### WHAT YOU WILL DO
Tally the lines that include "screenshot". Output the number only.

**** MATERIAL FOR THE TASK ****

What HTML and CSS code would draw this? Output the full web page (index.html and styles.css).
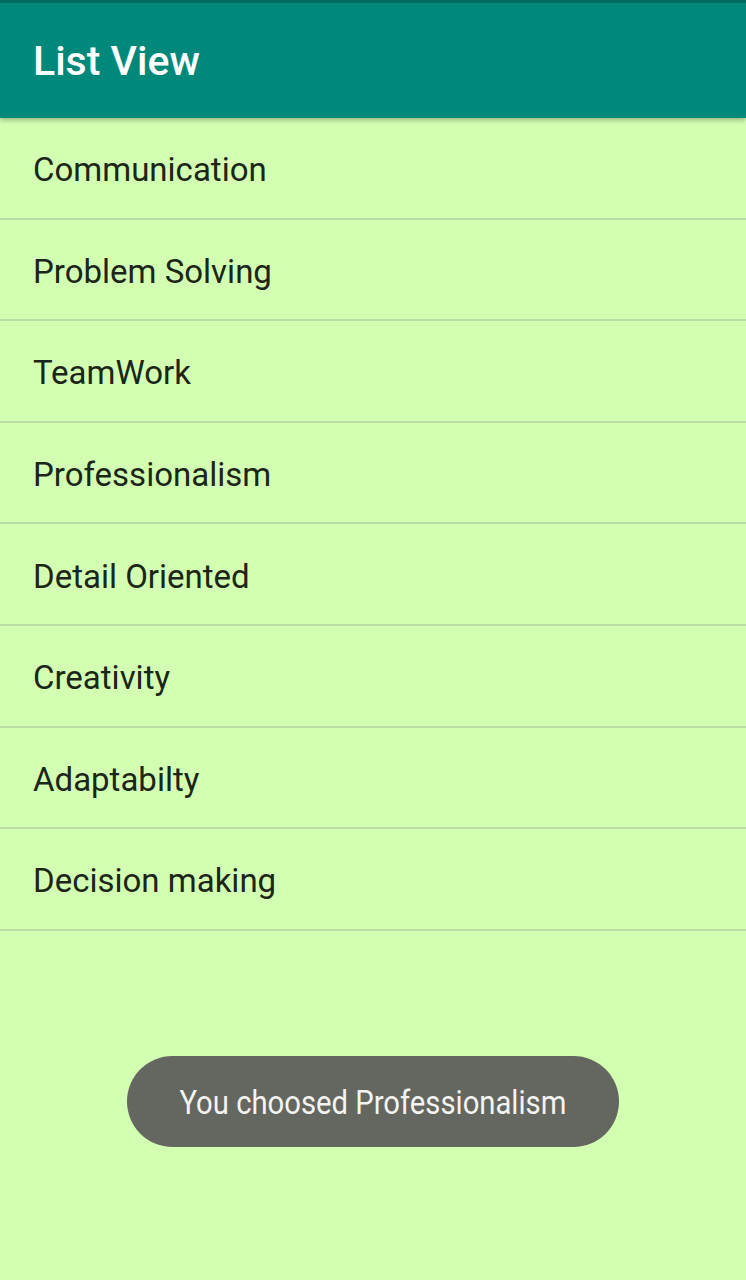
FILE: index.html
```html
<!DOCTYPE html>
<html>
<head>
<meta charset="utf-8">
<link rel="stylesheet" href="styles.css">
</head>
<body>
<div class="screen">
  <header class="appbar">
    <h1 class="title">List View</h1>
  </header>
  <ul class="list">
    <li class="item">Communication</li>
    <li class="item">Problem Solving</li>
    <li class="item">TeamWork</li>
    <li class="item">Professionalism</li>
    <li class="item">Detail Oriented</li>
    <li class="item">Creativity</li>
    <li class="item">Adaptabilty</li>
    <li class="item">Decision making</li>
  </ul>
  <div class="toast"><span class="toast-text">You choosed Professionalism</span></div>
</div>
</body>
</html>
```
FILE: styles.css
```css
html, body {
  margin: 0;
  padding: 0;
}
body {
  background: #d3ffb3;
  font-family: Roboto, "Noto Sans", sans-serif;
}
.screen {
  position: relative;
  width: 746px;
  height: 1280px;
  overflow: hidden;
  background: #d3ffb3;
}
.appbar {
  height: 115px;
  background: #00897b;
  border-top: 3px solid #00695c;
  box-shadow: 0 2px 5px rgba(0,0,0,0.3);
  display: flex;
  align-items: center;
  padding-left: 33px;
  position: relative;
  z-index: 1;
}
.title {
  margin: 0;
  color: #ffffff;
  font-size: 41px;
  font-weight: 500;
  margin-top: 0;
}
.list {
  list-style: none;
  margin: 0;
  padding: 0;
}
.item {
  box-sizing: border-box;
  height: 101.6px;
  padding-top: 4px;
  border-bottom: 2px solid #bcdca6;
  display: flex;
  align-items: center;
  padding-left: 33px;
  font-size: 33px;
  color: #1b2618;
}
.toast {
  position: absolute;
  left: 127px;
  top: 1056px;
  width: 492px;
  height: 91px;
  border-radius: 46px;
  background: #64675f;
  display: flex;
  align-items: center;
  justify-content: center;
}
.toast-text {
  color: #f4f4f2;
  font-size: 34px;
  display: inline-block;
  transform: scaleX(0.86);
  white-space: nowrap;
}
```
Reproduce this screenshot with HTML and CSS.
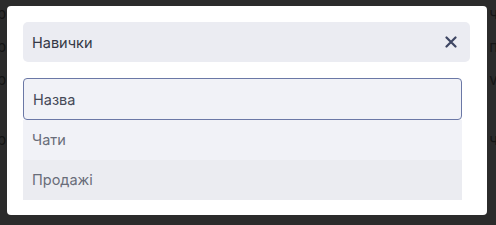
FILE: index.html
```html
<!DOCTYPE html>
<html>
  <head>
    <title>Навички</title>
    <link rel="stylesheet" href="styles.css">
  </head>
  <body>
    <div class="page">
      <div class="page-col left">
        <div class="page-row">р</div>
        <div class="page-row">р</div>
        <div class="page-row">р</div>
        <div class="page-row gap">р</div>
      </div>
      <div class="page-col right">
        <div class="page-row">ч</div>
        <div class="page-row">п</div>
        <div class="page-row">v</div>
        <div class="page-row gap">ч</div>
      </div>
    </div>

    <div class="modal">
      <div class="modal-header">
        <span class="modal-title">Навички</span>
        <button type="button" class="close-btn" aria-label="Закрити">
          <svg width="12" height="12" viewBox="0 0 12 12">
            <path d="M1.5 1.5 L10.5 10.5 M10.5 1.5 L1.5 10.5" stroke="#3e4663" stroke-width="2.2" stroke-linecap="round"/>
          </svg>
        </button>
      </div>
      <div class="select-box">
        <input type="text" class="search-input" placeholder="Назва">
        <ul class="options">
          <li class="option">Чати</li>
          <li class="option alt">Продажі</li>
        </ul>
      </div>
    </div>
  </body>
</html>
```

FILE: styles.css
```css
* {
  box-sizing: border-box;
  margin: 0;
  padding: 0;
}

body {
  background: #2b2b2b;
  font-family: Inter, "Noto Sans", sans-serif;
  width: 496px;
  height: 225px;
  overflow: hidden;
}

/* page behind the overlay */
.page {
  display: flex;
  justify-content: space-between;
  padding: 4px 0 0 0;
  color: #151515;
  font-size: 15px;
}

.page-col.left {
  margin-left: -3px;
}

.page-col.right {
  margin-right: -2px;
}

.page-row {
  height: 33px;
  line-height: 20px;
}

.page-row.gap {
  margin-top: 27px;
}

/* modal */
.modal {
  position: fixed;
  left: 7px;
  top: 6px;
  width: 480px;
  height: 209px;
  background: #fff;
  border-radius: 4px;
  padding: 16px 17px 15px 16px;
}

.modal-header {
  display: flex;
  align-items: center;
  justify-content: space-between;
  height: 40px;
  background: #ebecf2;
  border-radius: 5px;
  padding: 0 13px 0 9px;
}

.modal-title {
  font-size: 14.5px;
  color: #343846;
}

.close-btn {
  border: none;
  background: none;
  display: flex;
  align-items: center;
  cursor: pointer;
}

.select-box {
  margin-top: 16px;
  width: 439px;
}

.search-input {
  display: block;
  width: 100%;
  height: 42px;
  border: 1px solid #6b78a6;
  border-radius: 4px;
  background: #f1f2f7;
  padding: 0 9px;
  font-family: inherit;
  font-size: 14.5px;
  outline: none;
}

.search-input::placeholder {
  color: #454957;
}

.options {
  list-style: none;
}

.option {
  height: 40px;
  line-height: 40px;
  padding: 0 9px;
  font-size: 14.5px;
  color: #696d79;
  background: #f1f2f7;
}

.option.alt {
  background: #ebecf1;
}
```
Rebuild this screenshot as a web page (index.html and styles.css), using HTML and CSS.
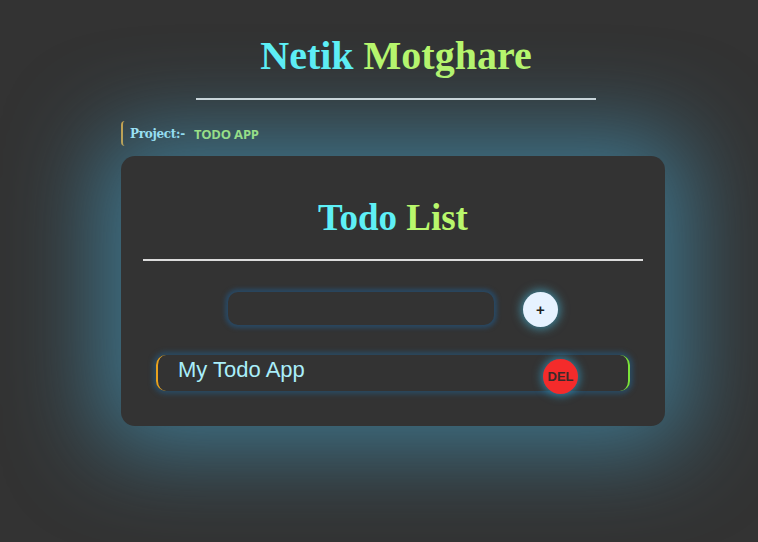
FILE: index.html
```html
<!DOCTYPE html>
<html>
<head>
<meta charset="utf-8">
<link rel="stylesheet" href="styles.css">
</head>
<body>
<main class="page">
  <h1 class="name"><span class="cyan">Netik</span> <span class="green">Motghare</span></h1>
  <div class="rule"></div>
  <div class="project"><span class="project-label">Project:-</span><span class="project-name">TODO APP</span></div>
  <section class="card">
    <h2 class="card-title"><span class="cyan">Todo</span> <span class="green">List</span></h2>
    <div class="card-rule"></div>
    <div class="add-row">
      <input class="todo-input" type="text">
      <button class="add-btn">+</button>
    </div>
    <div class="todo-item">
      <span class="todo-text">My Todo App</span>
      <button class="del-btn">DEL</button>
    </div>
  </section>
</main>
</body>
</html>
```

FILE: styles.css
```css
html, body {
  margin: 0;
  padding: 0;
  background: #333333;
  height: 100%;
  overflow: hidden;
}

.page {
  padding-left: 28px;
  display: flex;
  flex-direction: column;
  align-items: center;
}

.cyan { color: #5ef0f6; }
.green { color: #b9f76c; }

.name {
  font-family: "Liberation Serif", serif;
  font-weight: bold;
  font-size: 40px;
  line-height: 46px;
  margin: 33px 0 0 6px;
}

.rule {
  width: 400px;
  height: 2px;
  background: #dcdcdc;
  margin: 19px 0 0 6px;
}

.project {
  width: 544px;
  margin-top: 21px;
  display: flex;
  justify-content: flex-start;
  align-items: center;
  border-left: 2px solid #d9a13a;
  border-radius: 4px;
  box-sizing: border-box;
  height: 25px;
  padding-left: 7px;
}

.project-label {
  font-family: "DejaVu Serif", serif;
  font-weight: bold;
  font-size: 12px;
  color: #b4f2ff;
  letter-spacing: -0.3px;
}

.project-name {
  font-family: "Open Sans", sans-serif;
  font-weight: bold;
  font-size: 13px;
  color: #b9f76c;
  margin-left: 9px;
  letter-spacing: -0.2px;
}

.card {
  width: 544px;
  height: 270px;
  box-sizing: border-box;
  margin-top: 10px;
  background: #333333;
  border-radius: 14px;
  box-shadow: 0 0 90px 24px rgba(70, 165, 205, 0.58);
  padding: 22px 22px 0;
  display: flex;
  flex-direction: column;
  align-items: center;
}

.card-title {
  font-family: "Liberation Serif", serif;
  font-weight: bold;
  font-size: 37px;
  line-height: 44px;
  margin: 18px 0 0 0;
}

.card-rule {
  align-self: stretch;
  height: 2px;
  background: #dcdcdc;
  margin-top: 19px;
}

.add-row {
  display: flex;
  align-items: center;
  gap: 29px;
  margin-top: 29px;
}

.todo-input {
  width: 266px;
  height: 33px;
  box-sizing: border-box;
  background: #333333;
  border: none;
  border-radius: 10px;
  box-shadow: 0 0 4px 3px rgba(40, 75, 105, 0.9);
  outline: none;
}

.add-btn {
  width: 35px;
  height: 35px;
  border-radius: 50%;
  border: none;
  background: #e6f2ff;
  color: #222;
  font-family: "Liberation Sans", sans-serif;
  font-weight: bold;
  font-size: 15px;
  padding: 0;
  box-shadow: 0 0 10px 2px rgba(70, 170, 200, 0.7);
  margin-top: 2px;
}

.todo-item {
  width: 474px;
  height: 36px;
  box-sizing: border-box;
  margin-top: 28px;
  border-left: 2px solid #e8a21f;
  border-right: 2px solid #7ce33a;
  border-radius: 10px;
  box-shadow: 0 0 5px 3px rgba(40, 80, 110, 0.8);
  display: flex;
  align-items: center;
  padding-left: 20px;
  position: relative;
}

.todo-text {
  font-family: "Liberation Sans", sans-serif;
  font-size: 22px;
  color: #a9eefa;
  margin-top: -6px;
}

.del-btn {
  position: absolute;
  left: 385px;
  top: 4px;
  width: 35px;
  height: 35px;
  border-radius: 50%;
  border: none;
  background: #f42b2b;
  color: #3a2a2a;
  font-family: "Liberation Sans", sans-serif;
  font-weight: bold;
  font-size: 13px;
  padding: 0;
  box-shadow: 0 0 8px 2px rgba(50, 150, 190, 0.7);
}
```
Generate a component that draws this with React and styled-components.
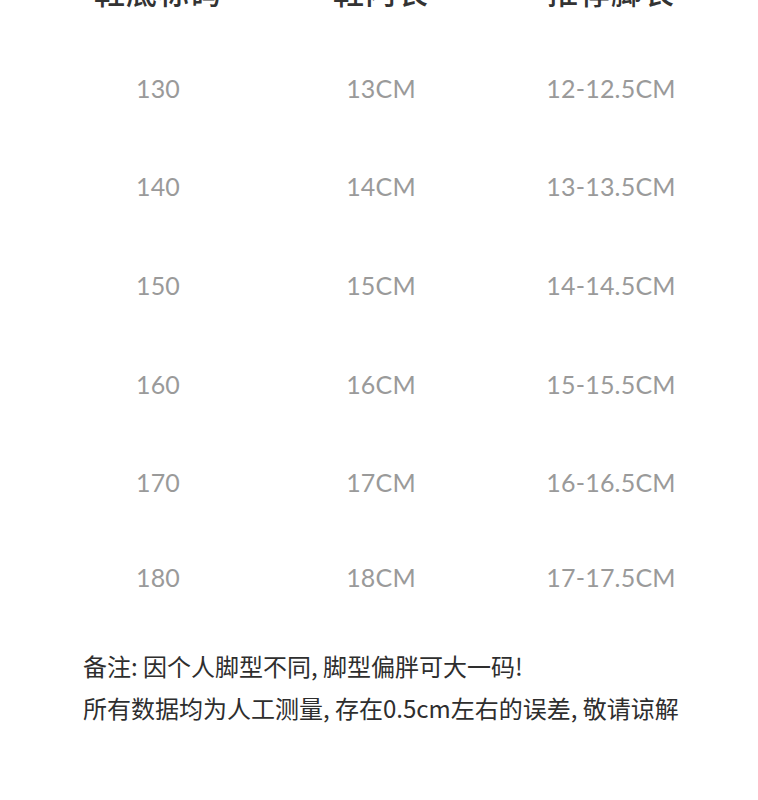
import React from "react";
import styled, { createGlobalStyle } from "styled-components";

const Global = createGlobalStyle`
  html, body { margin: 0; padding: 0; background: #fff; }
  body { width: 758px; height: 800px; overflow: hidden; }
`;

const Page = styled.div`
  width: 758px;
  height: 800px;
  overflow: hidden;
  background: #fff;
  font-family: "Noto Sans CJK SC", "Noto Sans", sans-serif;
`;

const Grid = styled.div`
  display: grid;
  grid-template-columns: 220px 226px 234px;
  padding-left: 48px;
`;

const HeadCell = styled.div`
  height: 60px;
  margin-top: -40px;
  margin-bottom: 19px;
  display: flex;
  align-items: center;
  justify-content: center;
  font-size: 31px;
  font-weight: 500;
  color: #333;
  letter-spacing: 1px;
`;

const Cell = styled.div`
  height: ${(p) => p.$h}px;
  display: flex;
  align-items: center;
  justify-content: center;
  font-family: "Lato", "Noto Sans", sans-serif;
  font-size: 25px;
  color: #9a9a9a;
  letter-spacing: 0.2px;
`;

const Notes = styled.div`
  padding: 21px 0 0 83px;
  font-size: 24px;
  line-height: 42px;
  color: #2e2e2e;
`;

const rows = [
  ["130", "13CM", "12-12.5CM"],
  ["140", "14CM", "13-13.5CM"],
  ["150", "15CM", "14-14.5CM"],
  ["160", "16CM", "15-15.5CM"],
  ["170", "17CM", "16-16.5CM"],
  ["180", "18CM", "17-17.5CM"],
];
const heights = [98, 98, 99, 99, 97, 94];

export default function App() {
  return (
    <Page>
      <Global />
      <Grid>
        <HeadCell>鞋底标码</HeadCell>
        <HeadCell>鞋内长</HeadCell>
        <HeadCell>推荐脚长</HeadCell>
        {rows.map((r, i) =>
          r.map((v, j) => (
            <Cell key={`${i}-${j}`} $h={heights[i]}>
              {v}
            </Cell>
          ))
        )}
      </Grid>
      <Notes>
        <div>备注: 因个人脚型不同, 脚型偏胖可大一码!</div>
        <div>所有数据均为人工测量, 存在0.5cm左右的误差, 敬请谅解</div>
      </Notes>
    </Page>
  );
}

****

### RESPONSE BELOW
2